Job: Keep only the lines that hold the string "React", filtering out the rest of the entries below.

BEGIN Stored data

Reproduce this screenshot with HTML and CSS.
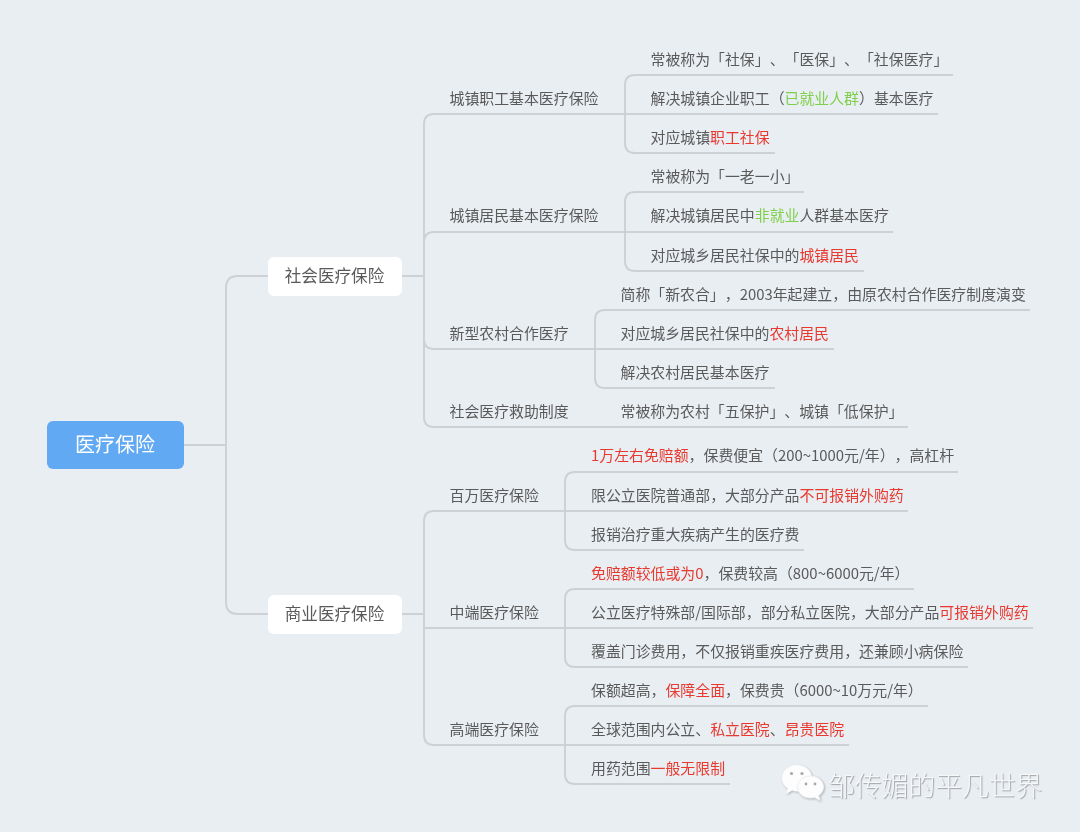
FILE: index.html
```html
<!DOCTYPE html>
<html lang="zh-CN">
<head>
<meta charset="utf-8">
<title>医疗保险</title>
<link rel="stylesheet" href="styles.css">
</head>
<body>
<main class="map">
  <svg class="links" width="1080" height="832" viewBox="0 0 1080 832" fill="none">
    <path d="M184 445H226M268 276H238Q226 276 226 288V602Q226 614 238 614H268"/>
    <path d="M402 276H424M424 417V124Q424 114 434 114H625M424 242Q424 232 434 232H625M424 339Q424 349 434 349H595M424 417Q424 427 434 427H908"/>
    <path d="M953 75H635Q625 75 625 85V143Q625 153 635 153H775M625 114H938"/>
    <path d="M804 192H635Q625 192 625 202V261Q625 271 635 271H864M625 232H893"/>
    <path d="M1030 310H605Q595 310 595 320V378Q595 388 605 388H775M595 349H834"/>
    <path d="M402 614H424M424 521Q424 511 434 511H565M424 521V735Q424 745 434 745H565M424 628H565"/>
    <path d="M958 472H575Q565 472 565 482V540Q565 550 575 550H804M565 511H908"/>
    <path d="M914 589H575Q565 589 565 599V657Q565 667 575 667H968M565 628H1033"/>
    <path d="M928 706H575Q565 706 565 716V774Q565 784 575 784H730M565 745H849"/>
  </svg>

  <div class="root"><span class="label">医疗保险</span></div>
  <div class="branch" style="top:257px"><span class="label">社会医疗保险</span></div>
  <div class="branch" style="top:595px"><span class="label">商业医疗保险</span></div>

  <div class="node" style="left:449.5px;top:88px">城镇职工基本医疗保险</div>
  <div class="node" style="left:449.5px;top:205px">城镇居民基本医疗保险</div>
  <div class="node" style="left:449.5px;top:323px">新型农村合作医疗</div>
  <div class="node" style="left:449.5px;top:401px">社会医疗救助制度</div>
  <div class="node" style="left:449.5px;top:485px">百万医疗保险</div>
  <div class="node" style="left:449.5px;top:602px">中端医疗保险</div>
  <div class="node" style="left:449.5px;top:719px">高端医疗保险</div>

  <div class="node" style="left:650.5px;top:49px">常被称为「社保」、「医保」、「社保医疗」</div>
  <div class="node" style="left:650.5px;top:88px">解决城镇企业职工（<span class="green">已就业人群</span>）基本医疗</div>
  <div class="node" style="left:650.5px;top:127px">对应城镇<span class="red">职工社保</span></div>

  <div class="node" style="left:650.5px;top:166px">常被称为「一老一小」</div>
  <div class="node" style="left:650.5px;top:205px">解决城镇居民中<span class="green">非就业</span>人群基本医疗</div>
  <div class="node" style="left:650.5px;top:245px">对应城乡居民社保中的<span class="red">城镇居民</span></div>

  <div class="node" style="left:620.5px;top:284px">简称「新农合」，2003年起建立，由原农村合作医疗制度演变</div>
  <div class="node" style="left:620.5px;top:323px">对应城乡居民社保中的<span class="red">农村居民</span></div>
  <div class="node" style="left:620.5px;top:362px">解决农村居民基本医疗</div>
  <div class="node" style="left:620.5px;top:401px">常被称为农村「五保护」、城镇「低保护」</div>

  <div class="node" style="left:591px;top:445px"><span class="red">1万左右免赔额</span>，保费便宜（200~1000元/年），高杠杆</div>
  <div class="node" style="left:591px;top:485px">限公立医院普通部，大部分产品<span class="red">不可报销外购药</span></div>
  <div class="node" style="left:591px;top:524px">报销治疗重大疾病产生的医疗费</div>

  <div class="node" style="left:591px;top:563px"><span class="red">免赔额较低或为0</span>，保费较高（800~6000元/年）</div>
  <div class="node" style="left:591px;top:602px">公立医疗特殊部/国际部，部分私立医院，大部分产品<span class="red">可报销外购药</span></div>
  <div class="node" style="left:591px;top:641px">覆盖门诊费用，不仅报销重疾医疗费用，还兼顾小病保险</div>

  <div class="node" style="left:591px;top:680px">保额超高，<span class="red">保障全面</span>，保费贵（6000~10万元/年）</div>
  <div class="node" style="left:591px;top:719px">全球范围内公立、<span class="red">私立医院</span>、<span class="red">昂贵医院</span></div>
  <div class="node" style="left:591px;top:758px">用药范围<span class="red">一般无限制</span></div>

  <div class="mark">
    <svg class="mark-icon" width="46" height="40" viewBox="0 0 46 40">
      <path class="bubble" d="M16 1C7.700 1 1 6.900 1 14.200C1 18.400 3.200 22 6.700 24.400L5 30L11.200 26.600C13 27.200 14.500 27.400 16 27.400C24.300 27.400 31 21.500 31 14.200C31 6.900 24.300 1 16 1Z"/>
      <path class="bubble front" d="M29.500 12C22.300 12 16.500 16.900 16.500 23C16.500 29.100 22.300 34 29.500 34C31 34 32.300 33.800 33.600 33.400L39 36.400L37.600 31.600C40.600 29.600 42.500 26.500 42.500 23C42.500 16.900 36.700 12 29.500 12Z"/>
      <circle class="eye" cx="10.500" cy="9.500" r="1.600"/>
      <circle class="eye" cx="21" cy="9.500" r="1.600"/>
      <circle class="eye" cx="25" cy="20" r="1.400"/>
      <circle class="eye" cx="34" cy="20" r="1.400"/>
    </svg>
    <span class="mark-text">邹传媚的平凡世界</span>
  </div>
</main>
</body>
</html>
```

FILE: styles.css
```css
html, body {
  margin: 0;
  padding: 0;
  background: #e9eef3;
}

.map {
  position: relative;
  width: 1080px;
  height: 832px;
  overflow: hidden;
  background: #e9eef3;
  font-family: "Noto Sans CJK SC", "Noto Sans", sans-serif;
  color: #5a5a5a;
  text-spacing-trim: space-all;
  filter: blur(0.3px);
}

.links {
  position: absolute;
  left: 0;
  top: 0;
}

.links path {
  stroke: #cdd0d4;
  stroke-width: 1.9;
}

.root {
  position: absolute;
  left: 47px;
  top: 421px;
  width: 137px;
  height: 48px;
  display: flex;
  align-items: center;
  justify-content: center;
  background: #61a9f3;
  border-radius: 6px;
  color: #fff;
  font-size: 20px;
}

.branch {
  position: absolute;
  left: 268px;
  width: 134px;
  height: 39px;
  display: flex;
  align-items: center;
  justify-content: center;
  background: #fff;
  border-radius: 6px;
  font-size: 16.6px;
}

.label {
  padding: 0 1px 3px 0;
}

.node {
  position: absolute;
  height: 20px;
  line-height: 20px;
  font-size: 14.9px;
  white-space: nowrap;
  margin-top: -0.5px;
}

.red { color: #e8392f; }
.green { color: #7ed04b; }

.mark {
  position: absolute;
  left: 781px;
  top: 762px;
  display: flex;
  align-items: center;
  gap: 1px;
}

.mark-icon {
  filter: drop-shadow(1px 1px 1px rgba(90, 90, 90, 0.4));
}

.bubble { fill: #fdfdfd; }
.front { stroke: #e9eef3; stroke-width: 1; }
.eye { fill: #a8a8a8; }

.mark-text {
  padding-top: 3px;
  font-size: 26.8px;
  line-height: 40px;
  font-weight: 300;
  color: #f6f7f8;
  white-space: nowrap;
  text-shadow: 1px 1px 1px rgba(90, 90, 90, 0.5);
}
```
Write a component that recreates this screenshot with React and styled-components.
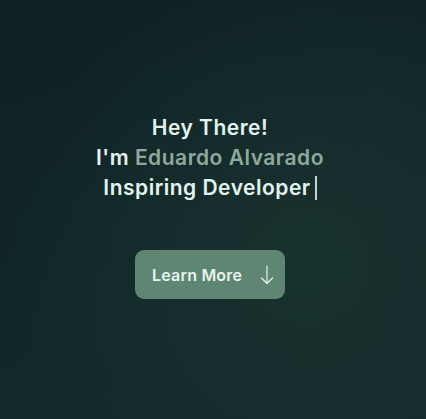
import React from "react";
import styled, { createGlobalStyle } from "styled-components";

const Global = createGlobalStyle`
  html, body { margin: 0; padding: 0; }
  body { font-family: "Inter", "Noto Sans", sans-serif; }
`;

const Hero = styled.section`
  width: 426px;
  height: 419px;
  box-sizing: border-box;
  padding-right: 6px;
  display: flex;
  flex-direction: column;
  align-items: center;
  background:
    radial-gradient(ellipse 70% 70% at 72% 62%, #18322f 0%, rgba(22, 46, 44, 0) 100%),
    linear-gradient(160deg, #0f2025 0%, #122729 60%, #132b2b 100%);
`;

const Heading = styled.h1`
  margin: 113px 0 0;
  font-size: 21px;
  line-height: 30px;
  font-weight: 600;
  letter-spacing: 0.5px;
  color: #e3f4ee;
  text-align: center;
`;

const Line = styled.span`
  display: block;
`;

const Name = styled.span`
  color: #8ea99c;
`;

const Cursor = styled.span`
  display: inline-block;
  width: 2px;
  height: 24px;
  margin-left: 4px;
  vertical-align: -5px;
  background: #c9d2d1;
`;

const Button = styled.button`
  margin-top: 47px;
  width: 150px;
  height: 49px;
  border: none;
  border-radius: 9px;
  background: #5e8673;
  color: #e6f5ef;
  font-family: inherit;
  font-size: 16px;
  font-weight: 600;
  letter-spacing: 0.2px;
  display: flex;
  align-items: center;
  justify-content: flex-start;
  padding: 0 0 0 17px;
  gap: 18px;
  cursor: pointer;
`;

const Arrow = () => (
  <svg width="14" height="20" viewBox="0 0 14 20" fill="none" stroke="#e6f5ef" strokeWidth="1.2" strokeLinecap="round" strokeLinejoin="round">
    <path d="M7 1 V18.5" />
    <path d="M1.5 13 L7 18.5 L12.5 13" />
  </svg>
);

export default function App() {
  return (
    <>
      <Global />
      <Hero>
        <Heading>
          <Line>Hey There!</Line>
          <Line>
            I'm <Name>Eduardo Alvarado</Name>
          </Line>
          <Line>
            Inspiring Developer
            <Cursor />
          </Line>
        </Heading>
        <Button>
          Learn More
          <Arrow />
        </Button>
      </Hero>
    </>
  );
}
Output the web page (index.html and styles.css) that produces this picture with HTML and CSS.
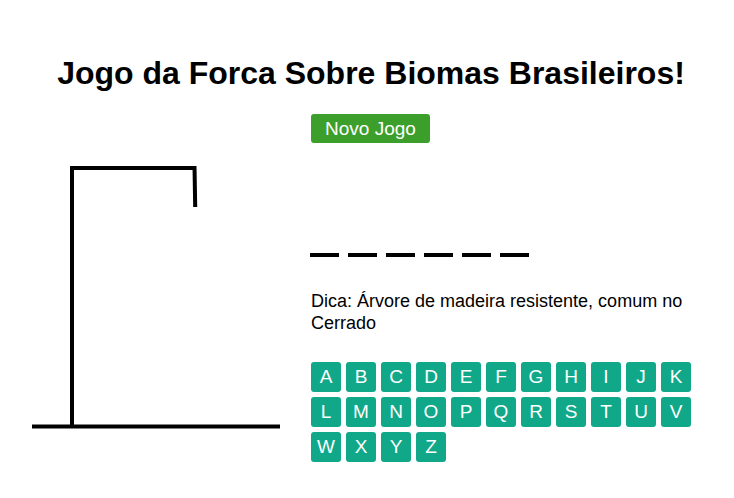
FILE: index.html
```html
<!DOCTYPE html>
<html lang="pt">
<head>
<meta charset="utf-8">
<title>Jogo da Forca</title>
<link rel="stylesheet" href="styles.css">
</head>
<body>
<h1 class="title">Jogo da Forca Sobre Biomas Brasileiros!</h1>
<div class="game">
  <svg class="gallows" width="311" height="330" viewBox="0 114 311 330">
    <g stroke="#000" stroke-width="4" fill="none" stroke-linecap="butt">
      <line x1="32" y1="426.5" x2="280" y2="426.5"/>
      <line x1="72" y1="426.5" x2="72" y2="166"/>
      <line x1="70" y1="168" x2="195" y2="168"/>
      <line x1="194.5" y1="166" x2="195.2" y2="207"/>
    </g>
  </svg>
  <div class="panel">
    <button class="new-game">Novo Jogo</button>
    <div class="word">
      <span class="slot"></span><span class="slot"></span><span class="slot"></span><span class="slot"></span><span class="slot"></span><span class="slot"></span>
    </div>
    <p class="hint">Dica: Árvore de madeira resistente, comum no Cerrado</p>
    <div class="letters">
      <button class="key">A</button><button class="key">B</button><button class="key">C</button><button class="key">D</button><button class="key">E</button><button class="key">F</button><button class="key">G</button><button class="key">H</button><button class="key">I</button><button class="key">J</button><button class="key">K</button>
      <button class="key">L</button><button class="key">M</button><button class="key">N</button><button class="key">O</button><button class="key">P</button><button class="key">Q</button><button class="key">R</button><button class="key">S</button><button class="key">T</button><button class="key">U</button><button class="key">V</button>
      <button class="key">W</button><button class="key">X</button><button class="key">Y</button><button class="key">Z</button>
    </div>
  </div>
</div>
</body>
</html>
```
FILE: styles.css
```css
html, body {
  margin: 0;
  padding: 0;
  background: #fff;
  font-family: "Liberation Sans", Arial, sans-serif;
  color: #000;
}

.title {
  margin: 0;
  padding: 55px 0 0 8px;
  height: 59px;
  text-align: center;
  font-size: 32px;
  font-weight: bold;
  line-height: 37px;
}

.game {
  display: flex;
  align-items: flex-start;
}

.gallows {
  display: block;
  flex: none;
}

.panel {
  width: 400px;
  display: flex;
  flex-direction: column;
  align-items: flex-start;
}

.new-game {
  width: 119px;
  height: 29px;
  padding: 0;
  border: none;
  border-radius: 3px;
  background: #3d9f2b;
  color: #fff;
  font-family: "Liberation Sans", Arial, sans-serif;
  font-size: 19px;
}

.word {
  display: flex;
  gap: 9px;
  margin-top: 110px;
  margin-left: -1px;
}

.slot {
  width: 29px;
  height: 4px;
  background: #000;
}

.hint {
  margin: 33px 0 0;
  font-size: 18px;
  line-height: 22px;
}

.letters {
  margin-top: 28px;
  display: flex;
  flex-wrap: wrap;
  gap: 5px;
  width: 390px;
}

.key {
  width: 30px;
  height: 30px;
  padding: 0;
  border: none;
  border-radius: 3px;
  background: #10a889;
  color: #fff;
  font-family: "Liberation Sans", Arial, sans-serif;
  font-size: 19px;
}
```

END Stored data

Exercise answer:
Write a component that recreates this screenshot with React and styled-components.
import React from "react";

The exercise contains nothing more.